## Collected data
+--
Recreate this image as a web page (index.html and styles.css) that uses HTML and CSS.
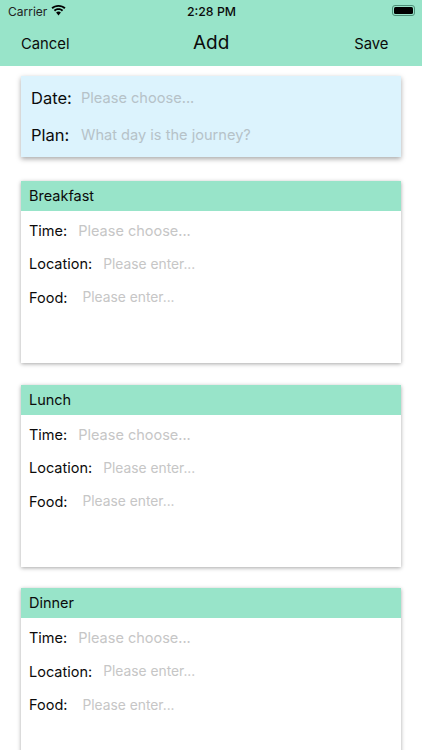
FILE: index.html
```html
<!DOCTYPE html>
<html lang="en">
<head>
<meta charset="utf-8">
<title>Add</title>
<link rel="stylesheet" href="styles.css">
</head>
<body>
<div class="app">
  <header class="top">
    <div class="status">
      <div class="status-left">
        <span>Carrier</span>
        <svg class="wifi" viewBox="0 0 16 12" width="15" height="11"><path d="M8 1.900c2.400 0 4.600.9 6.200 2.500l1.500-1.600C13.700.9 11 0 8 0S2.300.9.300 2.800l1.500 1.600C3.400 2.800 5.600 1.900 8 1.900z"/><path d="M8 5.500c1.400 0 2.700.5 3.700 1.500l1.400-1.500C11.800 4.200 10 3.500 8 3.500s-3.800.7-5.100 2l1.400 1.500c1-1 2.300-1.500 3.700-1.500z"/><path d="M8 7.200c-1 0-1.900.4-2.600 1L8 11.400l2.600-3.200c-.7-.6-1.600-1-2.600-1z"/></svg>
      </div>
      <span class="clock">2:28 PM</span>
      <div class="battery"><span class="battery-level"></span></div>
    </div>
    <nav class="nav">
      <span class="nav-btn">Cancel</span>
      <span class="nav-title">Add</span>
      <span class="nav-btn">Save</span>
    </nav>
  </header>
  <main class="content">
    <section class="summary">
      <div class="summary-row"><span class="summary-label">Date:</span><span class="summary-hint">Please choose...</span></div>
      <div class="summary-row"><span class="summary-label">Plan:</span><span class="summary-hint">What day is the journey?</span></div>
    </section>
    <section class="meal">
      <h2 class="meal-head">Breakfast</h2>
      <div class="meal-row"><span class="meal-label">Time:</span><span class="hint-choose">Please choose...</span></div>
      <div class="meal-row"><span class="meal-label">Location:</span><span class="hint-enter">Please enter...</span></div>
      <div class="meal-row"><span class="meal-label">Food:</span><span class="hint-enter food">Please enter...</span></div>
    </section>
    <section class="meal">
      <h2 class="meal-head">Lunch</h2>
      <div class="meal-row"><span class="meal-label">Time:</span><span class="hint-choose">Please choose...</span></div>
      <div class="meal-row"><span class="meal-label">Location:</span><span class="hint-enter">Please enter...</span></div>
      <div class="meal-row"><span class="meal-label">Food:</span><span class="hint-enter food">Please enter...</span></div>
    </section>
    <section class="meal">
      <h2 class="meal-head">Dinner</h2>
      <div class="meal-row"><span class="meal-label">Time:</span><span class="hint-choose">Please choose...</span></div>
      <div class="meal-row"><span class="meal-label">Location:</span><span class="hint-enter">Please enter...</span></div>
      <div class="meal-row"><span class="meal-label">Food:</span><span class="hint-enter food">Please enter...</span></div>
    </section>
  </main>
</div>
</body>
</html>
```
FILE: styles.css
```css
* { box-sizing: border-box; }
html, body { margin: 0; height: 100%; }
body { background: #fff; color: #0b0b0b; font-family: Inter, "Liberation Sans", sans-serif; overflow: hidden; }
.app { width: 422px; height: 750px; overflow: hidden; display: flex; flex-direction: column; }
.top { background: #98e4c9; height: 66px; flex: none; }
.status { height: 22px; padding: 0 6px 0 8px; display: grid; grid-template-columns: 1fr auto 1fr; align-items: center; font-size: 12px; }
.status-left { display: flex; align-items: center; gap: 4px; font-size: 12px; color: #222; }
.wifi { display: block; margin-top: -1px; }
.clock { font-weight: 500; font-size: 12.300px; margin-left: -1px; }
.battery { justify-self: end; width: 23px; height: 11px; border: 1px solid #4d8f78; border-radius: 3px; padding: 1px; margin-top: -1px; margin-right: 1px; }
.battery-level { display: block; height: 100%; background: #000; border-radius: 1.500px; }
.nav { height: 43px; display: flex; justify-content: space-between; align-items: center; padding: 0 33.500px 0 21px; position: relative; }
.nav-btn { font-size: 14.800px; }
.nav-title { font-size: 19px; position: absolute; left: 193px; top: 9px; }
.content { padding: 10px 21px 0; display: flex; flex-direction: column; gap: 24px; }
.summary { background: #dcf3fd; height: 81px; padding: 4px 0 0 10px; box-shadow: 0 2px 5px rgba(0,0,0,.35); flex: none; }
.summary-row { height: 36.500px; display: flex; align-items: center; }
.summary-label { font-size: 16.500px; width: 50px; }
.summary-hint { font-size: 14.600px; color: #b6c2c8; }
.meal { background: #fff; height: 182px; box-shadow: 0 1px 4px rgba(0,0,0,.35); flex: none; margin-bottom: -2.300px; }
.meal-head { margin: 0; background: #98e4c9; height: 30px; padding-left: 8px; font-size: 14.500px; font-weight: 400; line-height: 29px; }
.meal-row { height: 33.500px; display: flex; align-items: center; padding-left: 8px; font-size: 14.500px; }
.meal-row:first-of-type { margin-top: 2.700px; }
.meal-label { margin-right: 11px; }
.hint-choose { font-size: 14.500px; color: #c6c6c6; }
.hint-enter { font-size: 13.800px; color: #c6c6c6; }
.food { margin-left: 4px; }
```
+--
## What is required
Copy the listing word for word, excluding its pictures.

## The completed task
Recreate this image as a web page (index.html and styles.css) that uses HTML and CSS.
FILE: index.html
```html
<!DOCTYPE html>
<html lang="en">
<head>
<meta charset="utf-8">
<title>Add</title>
<link rel="stylesheet" href="styles.css">
</head>
<body>
<div class="app">
  <header class="top">
    <div class="status">
      <div class="status-left">
        <span>Carrier</span>
        <svg class="wifi" viewBox="0 0 16 12" width="15" height="11"><path d="M8 1.900c2.400 0 4.600.9 6.200 2.500l1.500-1.600C13.700.9 11 0 8 0S2.300.9.300 2.800l1.500 1.600C3.400 2.800 5.600 1.900 8 1.900z"/><path d="M8 5.500c1.400 0 2.700.5 3.700 1.500l1.400-1.500C11.800 4.200 10 3.500 8 3.500s-3.800.7-5.100 2l1.400 1.500c1-1 2.300-1.500 3.700-1.500z"/><path d="M8 7.200c-1 0-1.900.4-2.600 1L8 11.400l2.600-3.200c-.7-.6-1.600-1-2.600-1z"/></svg>
      </div>
      <span class="clock">2:28 PM</span>
      <div class="battery"><span class="battery-level"></span></div>
    </div>
    <nav class="nav">
      <span class="nav-btn">Cancel</span>
      <span class="nav-title">Add</span>
      <span class="nav-btn">Save</span>
    </nav>
  </header>
  <main class="content">
    <section class="summary">
      <div class="summary-row"><span class="summary-label">Date:</span><span class="summary-hint">Please choose...</span></div>
      <div class="summary-row"><span class="summary-label">Plan:</span><span class="summary-hint">What day is the journey?</span></div>
    </section>
    <section class="meal">
      <h2 class="meal-head">Breakfast</h2>
      <div class="meal-row"><span class="meal-label">Time:</span><span class="hint-choose">Please choose...</span></div>
      <div class="meal-row"><span class="meal-label">Location:</span><span class="hint-enter">Please enter...</span></div>
      <div class="meal-row"><span class="meal-label">Food:</span><span class="hint-enter food">Please enter...</span></div>
    </section>
    <section class="meal">
      <h2 class="meal-head">Lunch</h2>
      <div class="meal-row"><span class="meal-label">Time:</span><span class="hint-choose">Please choose...</span></div>
      <div class="meal-row"><span class="meal-label">Location:</span><span class="hint-enter">Please enter...</span></div>
      <div class="meal-row"><span class="meal-label">Food:</span><span class="hint-enter food">Please enter...</span></div>
    </section>
    <section class="meal">
      <h2 class="meal-head">Dinner</h2>
      <div class="meal-row"><span class="meal-label">Time:</span><span class="hint-choose">Please choose...</span></div>
      <div class="meal-row"><span class="meal-label">Location:</span><span class="hint-enter">Please enter...</span></div>
      <div class="meal-row"><span class="meal-label">Food:</span><span class="hint-enter food">Please enter...</span></div>
    </section>
  </main>
</div>
</body>
</html>
```
FILE: styles.css
```css
* { box-sizing: border-box; }
html, body { margin: 0; height: 100%; }
body { background: #fff; color: #0b0b0b; font-family: Inter, "Liberation Sans", sans-serif; overflow: hidden; }
.app { width: 422px; height: 750px; overflow: hidden; display: flex; flex-direction: column; }
.top { background: #98e4c9; height: 66px; flex: none; }
.status { height: 22px; padding: 0 6px 0 8px; display: grid; grid-template-columns: 1fr auto 1fr; align-items: center; font-size: 12px; }
.status-left { display: flex; align-items: center; gap: 4px; font-size: 12px; color: #222; }
.wifi { display: block; margin-top: -1px; }
.clock { font-weight: 500; font-size: 12.300px; margin-left: -1px; }
.battery { justify-self: end; width: 23px; height: 11px; border: 1px solid #4d8f78; border-radius: 3px; padding: 1px; margin-top: -1px; margin-right: 1px; }
.battery-level { display: block; height: 100%; background: #000; border-radius: 1.500px; }
.nav { height: 43px; display: flex; justify-content: space-between; align-items: center; padding: 0 33.500px 0 21px; position: relative; }
.nav-btn { font-size: 14.800px; }
.nav-title { font-size: 19px; position: absolute; left: 193px; top: 9px; }
.content { padding: 10px 21px 0; display: flex; flex-direction: column; gap: 24px; }
.summary { background: #dcf3fd; height: 81px; padding: 4px 0 0 10px; box-shadow: 0 2px 5px rgba(0,0,0,.35); flex: none; }
.summary-row { height: 36.500px; display: flex; align-items: center; }
.summary-label { font-size: 16.500px; width: 50px; }
.summary-hint { font-size: 14.600px; color: #b6c2c8; }
.meal { background: #fff; height: 182px; box-shadow: 0 1px 4px rgba(0,0,0,.35); flex: none; margin-bottom: -2.300px; }
.meal-head { margin: 0; background: #98e4c9; height: 30px; padding-left: 8px; font-size: 14.500px; font-weight: 400; line-height: 29px; }
.meal-row { height: 33.500px; display: flex; align-items: center; padding-left: 8px; font-size: 14.500px; }
.meal-row:first-of-type { margin-top: 2.700px; }
.meal-label { margin-right: 11px; }
.hint-choose { font-size: 14.500px; color: #c6c6c6; }
.hint-enter { font-size: 13.800px; color: #c6c6c6; }
.food { margin-left: 4px; }
```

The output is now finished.